A global exploration of the internet meme as an agent of pop culture, politics, protest, and propaganda on and offline, and how they will save or destroy us all.
Internet memes are one of today's most unexpectedly potent and creative forms, born of digital culture and -- more and more -- in dialogue with real life. A photo of protesters, for example, in Ferguson, Missouri raising their hands in a gesture of resistance gets replicated eight thousand miles away in Hong Kong, where dissidents are fighting for voting rights. Or a viral video of a presidential candidate-elect can become the impetus for an international march of women in pink "pussy-hats," itself a viral meme come to life. In the long, winding road from grumpy cat photos, internet memes have become a central concept of modern protest.

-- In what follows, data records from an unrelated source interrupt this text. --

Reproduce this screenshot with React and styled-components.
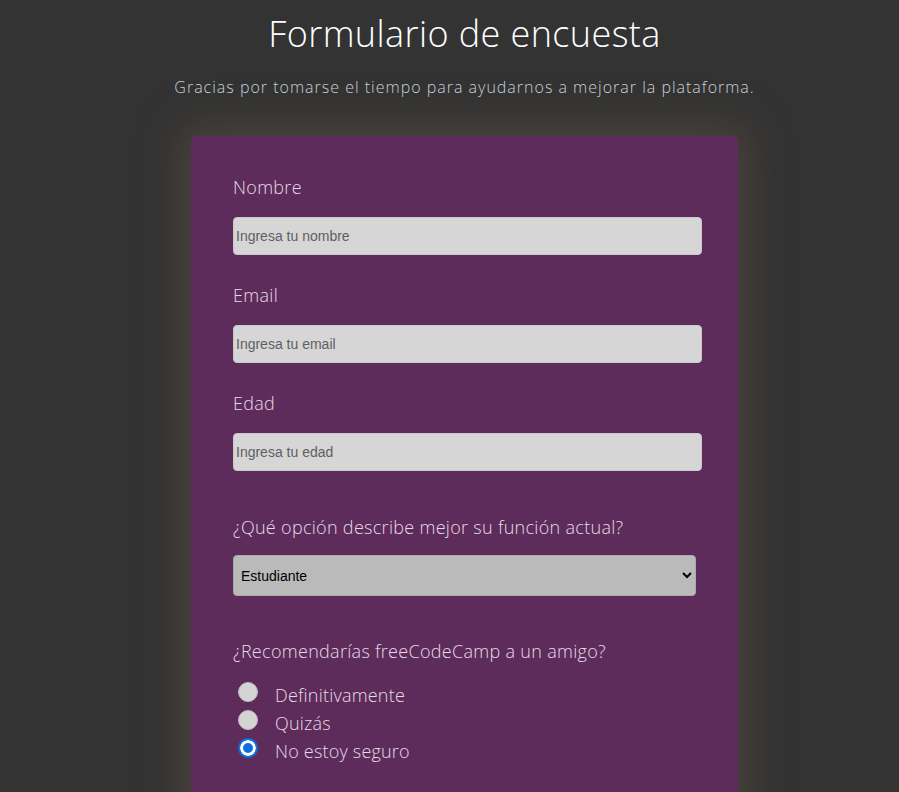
import React from 'react';
import styled, { createGlobalStyle } from 'styled-components';

const GlobalStyle = createGlobalStyle`
  html, body {
    margin: 0;
    padding: 0;
    background-color: #333333;
  }
  body {
    font-family: "Open Sans", "Liberation Sans", sans-serif;
    height: 792px;
    overflow: hidden;
  }
`;

const Page = styled.main`
  display: flex;
  flex-direction: column;
  align-items: center;
  padding: 12px 0 0 30px;
`;

const Title = styled.h1`
  margin: 0;
  font-size: 36px;
  font-weight: 300;
  letter-spacing: 0.4px;
  color: #ffffff;
  line-height: 44px;
`;

const Subtitle = styled.p`
  margin: 20px 0 0;
  font-size: 16px;
  font-weight: 300;
  letter-spacing: 1px;
  color: #c9d2da;
  line-height: 22px;
`;

const Card = styled.form`
  margin-top: 38px;
  width: 547px;
  box-sizing: border-box;
  padding: 39px 36px 40px 42px;
  background-color: #5e2c5b;
  border-radius: 5px;
  box-shadow: 0 0 40px 10px rgba(95, 80, 65, 0.55);
  min-height: 700px;
`;

const Field = styled.div`
  display: flex;
  flex-direction: column;
  margin-bottom: ${p => p.$gap || 30}px;
`;

const Label = styled.label`
  font-size: 18px;
  font-weight: 300;
  letter-spacing: 0.3px;
  color: #e6dbe6;
  line-height: 24px;
  margin-bottom: ${p => p.$below || 18}px;
`;

const TextInput = styled.input`
  box-sizing: border-box;
  width: 469px;
  height: 38px;
  padding: 0 2px;
  border: 1px solid #c8c8c8;
  border-radius: 4px;
  background-color: #d6d6d6;
  font-family: "Liberation Sans", Arial, sans-serif;
  font-size: 14px;
  color: #333;
  &::placeholder { color: #5f5f5f; }
  &:focus { outline: none; }
`;

const Select = styled.select`
  box-sizing: border-box;
  width: 463px;
  height: 41px;
  padding: 0 3px;
  border: 1px solid #aaa;
  border-radius: 4px;
  background-color: #bababa;
  font-family: "Liberation Sans", Arial, sans-serif;
  font-size: 14px;
  color: #000;
`;

const RadioList = styled.div`
  display: flex;
  flex-direction: column;
  gap: 6px;
`;

const RadioRow = styled.label`
  display: flex;
  align-items: center;
  gap: 17px;
  font-size: 18px;
  font-weight: 300;
  letter-spacing: 0.2px;
  color: #e6dbe6;
  line-height: 22px;
`;

const Radio = styled.input`
  appearance: none;
  margin: 0 0 0 5px;
  width: 20px;
  height: 20px;
  border-radius: 50%;
  background-color: #d4d4d4;
  border: 1px solid #bcbcbc;
  box-sizing: border-box;
  position: relative;
  top: -3px;
  &:checked {
    background-color: #0b6fde;
    border: 2px solid #0b6fde;
    box-shadow: inset 0 0 0 3px #ffffff;
  }
`;

const textFields = [
  { id: 'name', label: 'Nombre', type: 'text', placeholder: 'Ingresa tu nombre' },
  { id: 'email', label: 'Email', type: 'email', placeholder: 'Ingresa tu email' },
  { id: 'age', label: 'Edad', type: 'number', placeholder: 'Ingresa tu edad' },
];

const options = ['Definitivamente', 'Quizás', 'No estoy seguro'];

export default function App() {
  return (
    <>
      <GlobalStyle />
      <Page>
        <Title>Formulario de encuesta</Title>
        <Subtitle>Gracias por tomarse el tiempo para ayudarnos a mejorar la plataforma.</Subtitle>
        <Card onSubmit={e => e.preventDefault()}>
          {textFields.map((f, i) => (
            <Field key={f.id} $gap={i === 2 ? 44 : 28}>
              <Label htmlFor={f.id}>{f.label}</Label>
              <TextInput id={f.id} type={f.type} placeholder={f.placeholder} />
            </Field>
          ))}
          <Field $gap={43}>
            <Label htmlFor="role" $below={16}>¿Qué opción describe mejor su función actual?</Label>
            <Select id="role" defaultValue="student">
              <option value="student">Estudiante</option>
              <option value="job">Trabajo a tiempo completo</option>
              <option value="learner">Aprendiz a tiempo completo</option>
              <option value="other">Otro</option>
            </Select>
          </Field>
          <Field>
            <Label $below={21}>¿Recomendarías freeCodeCamp a un amigo?</Label>
            <RadioList>
              {options.map((o, i) => (
                <RadioRow key={o}>
                  <Radio type="radio" name="recommend" defaultChecked={i === 2} />
                  {o}
                </RadioRow>
              ))}
            </RadioList>
          </Field>
        </Card>
      </Page>
    </>
  );
}
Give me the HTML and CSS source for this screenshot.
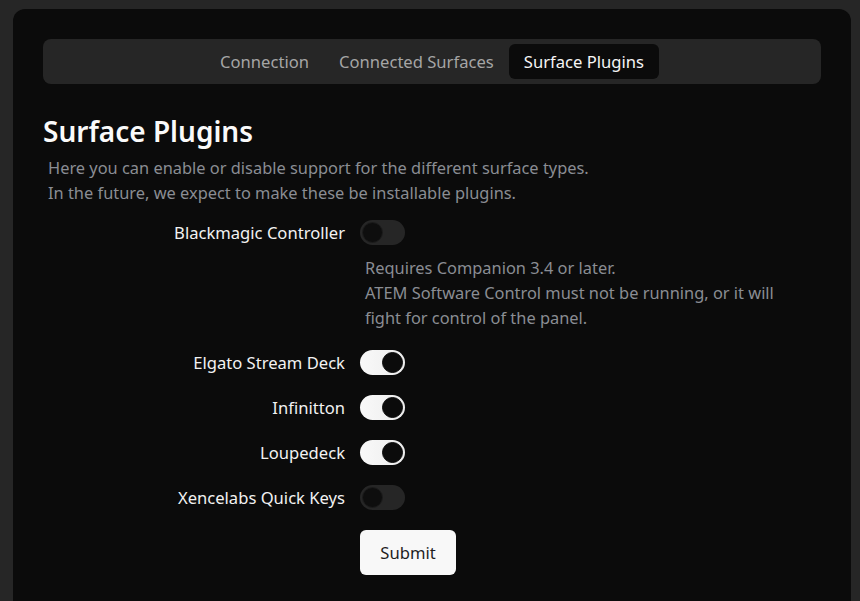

Using social media-driven movements as her guide, technologist and digital media scholar An Xiao Mina unpacks the mechanics of memes and how they operate to reinforce, amplify, and shape today's politics. She finds that the "silly" stuff of meme culture -- the photo remixes, the selfies, the Youtube songs and the pun-tastic hashtags -- are fundamentally intertwined with how we find and affirm one another, direct attention to human rights and social justice issues, build narratives, and make culture. Crucially, she reveals how in parts of the world where public dissension is downright dangerous, memes can belie contentious political opinions that would incur drastic consequences if expressed outright. And further, she examines the future of internet memes as tools in both anti-authoritarian progressive circles and government propaganda.
Memes to Movements unveils the transformative power of memes, for better and worse. In a time when our movements are growing more complex and open-ended, Mina brings a fresh and sharply innovative take on the media discourse.